An island has two reefs that are suitable for fishing, and there are twenty fishers who simultaneously and independently choose at which of the two reefs ( 1 or 2 ) to fish. Each fisher can fish at only one reef. The total number of fish harvested at a single reef depends on the number of fishers who choose to fish there. The total catch is equally divided between the fishers at the reef. At reef 1 , the total harvest is given by \(f_{1}\left(r_{1}\right)=8 r_{1}-\frac{r_{1}^{2}}{2}\), where \(r_{1}\) is the number of fishers who select reef 1 . For reef 2 , the total catch is \(f_{2}\left(r_{2}\right)=4 r_{2}\), where \(r_{2}\) is the number of fishers who choose reef 2 . Assume that each fisher wants to maximize the number of fish that he or she catches. (a) Find the Nash equilibrium of this game. In equilibrium, what is the total number of fish caught? (b) The chief of the island asks his economics advisor whether this arrangement is efficient (i.e., whether the equilibrium allocation of fishers among reefs maximizes the number of fish caught). What is the answer to the chief's question? What is the efficient number of fishers at each reef? (c) The chief decides to require a fishing license for reef 1 , which would require each fisher who fishes there to pay the chief \(x\) fish. Find the Nash equilibrium of the resulting location-choice game between the fishers. Is there a value of \(x\) such that the equilibrium choices of the fishers results in an efficient outcome? If so, what is this value of \(x\) ?

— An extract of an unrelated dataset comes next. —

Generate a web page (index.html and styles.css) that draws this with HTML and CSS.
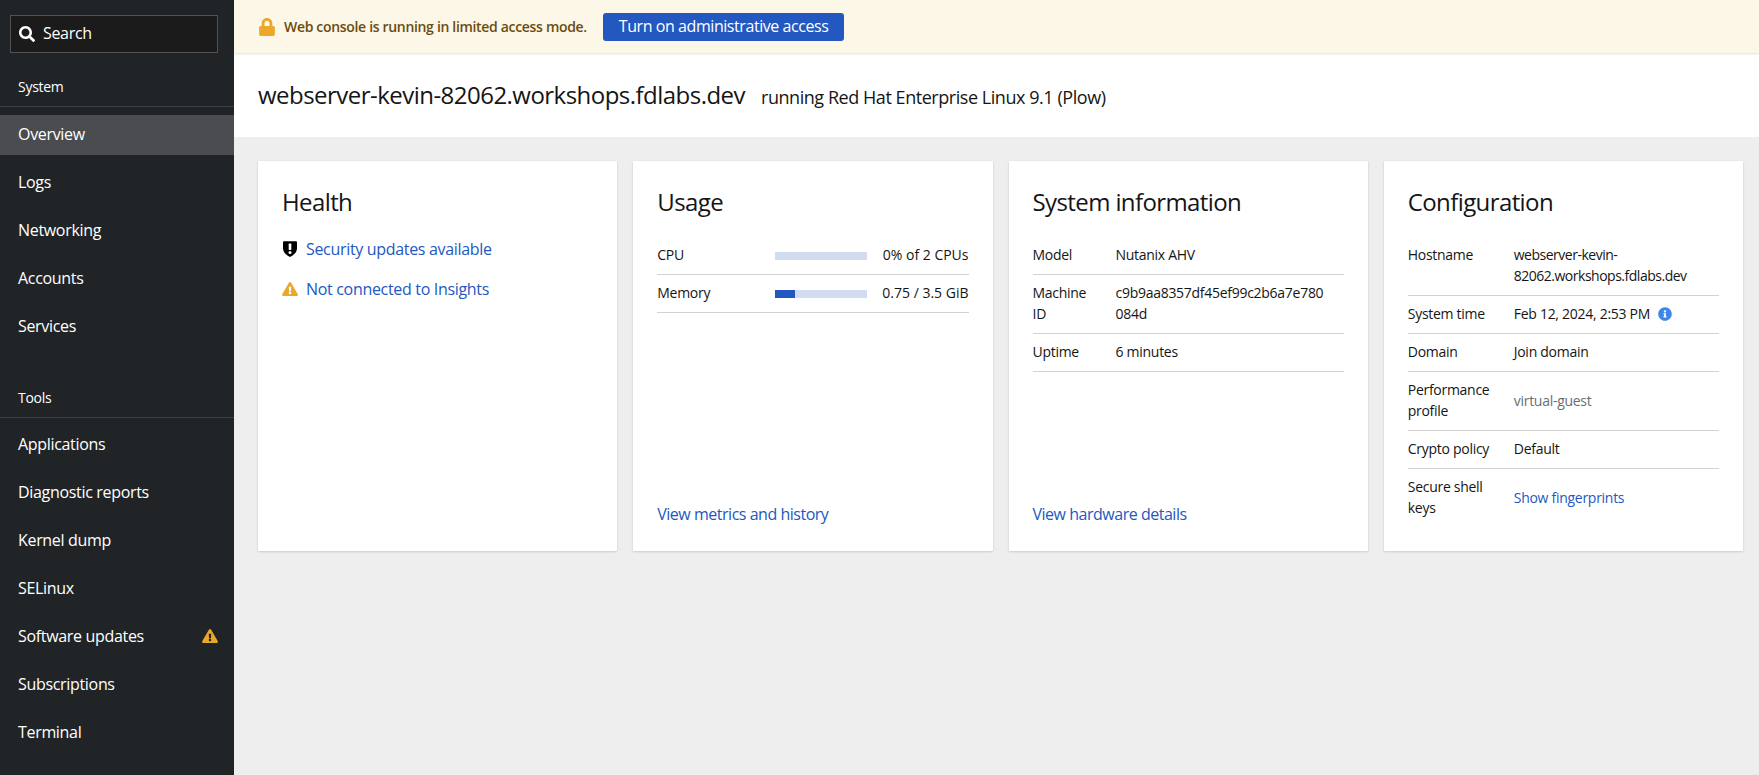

Consider a more general Cournot model than the one presented in this chapter. Suppose there are \(n\) firms. The firms simultaneously and independently select quantities to bring to the market. Firm \(i\) 's quantity is denoted \(q_{i}\), which is constrained to be greater than or equal to zero. All of the units of the good are sold, but the prevailing market price depends on the total quantity in the industry, which is \(Q=\sum_{i=1}^{n} q_{i}\). Suppose the price is given by \(p=a-b Q\) and suppose each firm produces with marginal cost \(c\). There is no fixed cost for the firms. Assume \(a>c>0\) and \(b>0\). Note that firm \(i\) 's profit is given by \(u_{i}=p(Q) q_{i}-c q_{i}=(a-b Q) q_{i}-c q_{i}\). Defining \(Q_{-i}\) as the sum of the quantities produced by all firms except firm \(i\), we have \(u_{i}=\left(a-b q_{i}-b Q_{-i}\right) q_{i}-c q_{i}\). Each firm maximizes its own profit. (a) Represent this game in the normal form by describing the strategy spaces and payoff functions. (b) Find firm \(i\) 's best-response function as a function of \(Q_{-i}\). Graph this function. (c) Compute the Nash equilibrium of this game. Report the equilibrium quantities, price, and total output. (Hint: Summing the best-response functions over the different players will help.) What happens to the equilibrium price and the firm's profits as \(n\) becomes large? (d) Show that for the Cournot duopoly game \((n=2)\), the set of rationalizable strategies coincides with the Nash equilibrium.

Consider a strategic setting in which two geographically distinct firms (players 1 and 2) compete by setting prices. Suppose that consumers are uniformly distributed across the interval \([0,1]\), and each will buy either one unit or nothing. Firm 1 is located at 0 and firm 2 is located at 1 . Assume that the firms cannot change their locations; they can only select prices. Simultaneously and independently, firm 1 chooses a price \(p_{1}\) and firm 2 chooses a price \(p_{2}\). Suppose that the firms produce at zero cost and that due to a government regulation, they must set prices between 0 and 6 . As in the standard location game, consumers are sensitive to the distance they have to travel in order to purchase. But they are also sensitive to price. Consumers get a benefit of 6 from the good that is purchased, but they also pay a personal cost of \(c\) times the distance they have to travel to make the purchase. Assume that \(c\) is a positive constant. If the consumer at location \(x \in[0,1]\) purchases from firm 1, then this consumer's utility is \(6-c x-p_{1}\). If this consumer instead purchases from firm 2 , then her utility is \(6-c(1-x)-p_{2}\). If this consumer does not purchase the good, her utility is 0 . (a) Suppose that for given prices \(p_{1}\) and \(p_{2}\), every consumer purchases the good. That is, ignore the case in which prices are so high that some consumers prefer not to purchase. Find an expression for the "marginal consumer" who is indifferent between purchasing from firm 1 or firm \(2 .\) Denote this consumer's location as \(x^{*}\left(p_{1}, p_{2}\right)\). (b) Continue to assume that all consumers purchase at the prices you are analyzing. Note that firm 1's payoff (profit) is \(p_{1} x^{*}\left(p_{1}, p_{2}\right)\) and firm 2's payoff is \(p_{2}\left[1-x^{*}\left(p_{1}, p_{2}\right)\right]\). Calculate each firm's best response as a function of the other player's strategy. Also graph the best-response functions for the case of \(c=2\). (c) Find and report the Nash equilibrium of this game for the case in which \(c=2\). (d) As \(c\) converges to 0 , what happens to the firms' equilibrium profits? (e) What are the rationalizable strategies of this game for the case in which \(c=2\) ? (f) Find the Nash equilibrium of this game for the case in which \(c=8\).